▶ [Set problem] Omit every picture while repeating the entries exactly.

## start

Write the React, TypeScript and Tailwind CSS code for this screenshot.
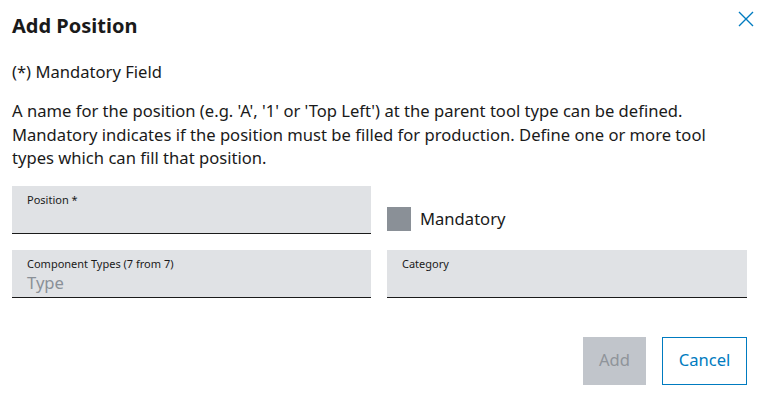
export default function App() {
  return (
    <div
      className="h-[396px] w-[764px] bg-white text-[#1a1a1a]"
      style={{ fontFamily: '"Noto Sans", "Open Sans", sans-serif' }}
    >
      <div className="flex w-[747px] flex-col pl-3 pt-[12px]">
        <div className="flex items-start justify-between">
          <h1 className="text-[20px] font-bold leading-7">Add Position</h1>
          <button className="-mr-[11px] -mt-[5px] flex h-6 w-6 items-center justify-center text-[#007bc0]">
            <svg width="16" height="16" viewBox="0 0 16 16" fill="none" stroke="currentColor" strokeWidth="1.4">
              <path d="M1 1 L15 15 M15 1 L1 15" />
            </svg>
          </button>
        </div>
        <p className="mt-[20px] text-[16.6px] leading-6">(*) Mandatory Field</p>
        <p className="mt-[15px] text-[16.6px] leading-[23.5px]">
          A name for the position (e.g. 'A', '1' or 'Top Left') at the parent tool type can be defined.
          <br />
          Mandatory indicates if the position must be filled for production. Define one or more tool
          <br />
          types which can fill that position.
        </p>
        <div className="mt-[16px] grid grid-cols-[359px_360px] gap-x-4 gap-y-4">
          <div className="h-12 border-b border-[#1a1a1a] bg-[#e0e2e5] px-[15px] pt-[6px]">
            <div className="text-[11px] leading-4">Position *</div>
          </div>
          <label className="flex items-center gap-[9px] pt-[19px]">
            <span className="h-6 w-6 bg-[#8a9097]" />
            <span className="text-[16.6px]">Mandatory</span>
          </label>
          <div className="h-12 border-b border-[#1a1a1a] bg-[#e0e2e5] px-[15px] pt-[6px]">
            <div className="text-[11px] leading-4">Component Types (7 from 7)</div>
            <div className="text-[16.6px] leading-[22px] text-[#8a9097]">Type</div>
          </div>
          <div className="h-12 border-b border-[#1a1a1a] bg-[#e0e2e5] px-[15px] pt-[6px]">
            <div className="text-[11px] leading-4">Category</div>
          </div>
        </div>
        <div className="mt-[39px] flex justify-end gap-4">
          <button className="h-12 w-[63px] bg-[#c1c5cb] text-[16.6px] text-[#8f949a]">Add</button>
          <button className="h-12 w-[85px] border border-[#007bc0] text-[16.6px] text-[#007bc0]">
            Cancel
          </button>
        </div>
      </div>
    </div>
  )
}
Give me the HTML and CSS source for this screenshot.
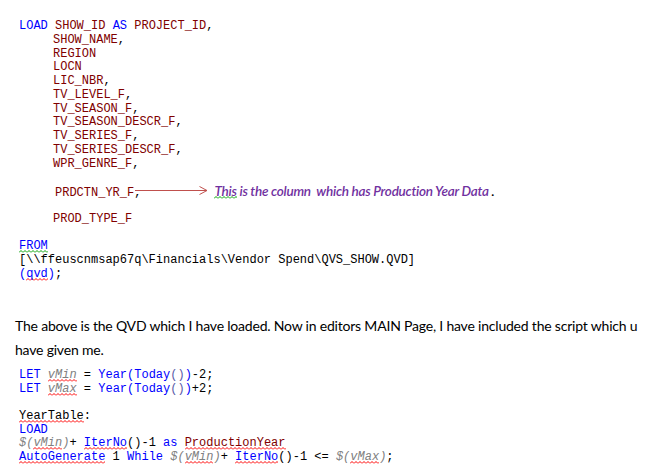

## end

▶ [Reply to the task]
Write the React, TypeScript and Tailwind CSS code for this screenshot.
export default function App() {
  return (
    <div
      className="h-[396px] w-[764px] bg-white text-[#1a1a1a]"
      style={{ fontFamily: '"Noto Sans", "Open Sans", sans-serif' }}
    >
      <div className="flex w-[747px] flex-col pl-3 pt-[12px]">
        <div className="flex items-start justify-between">
          <h1 className="text-[20px] font-bold leading-7">Add Position</h1>
          <button className="-mr-[11px] -mt-[5px] flex h-6 w-6 items-center justify-center text-[#007bc0]">
            <svg width="16" height="16" viewBox="0 0 16 16" fill="none" stroke="currentColor" strokeWidth="1.4">
              <path d="M1 1 L15 15 M15 1 L1 15" />
            </svg>
          </button>
        </div>
        <p className="mt-[20px] text-[16.6px] leading-6">(*) Mandatory Field</p>
        <p className="mt-[15px] text-[16.6px] leading-[23.5px]">
          A name for the position (e.g. 'A', '1' or 'Top Left') at the parent tool type can be defined.
          <br />
          Mandatory indicates if the position must be filled for production. Define one or more tool
          <br />
          types which can fill that position.
        </p>
        <div className="mt-[16px] grid grid-cols-[359px_360px] gap-x-4 gap-y-4">
          <div className="h-12 border-b border-[#1a1a1a] bg-[#e0e2e5] px-[15px] pt-[6px]">
            <div className="text-[11px] leading-4">Position *</div>
          </div>
          <label className="flex items-center gap-[9px] pt-[19px]">
            <span className="h-6 w-6 bg-[#8a9097]" />
            <span className="text-[16.6px]">Mandatory</span>
          </label>
          <div className="h-12 border-b border-[#1a1a1a] bg-[#e0e2e5] px-[15px] pt-[6px]">
            <div className="text-[11px] leading-4">Component Types (7 from 7)</div>
            <div className="text-[16.6px] leading-[22px] text-[#8a9097]">Type</div>
          </div>
          <div className="h-12 border-b border-[#1a1a1a] bg-[#e0e2e5] px-[15px] pt-[6px]">
            <div className="text-[11px] leading-4">Category</div>
          </div>
        </div>
        <div className="mt-[39px] flex justify-end gap-4">
          <button className="h-12 w-[63px] bg-[#c1c5cb] text-[16.6px] text-[#8f949a]">Add</button>
          <button className="h-12 w-[85px] border border-[#007bc0] text-[16.6px] text-[#007bc0]">
            Cancel
          </button>
        </div>
      </div>
    </div>
  )
}
Give me the HTML and CSS source for this screenshot.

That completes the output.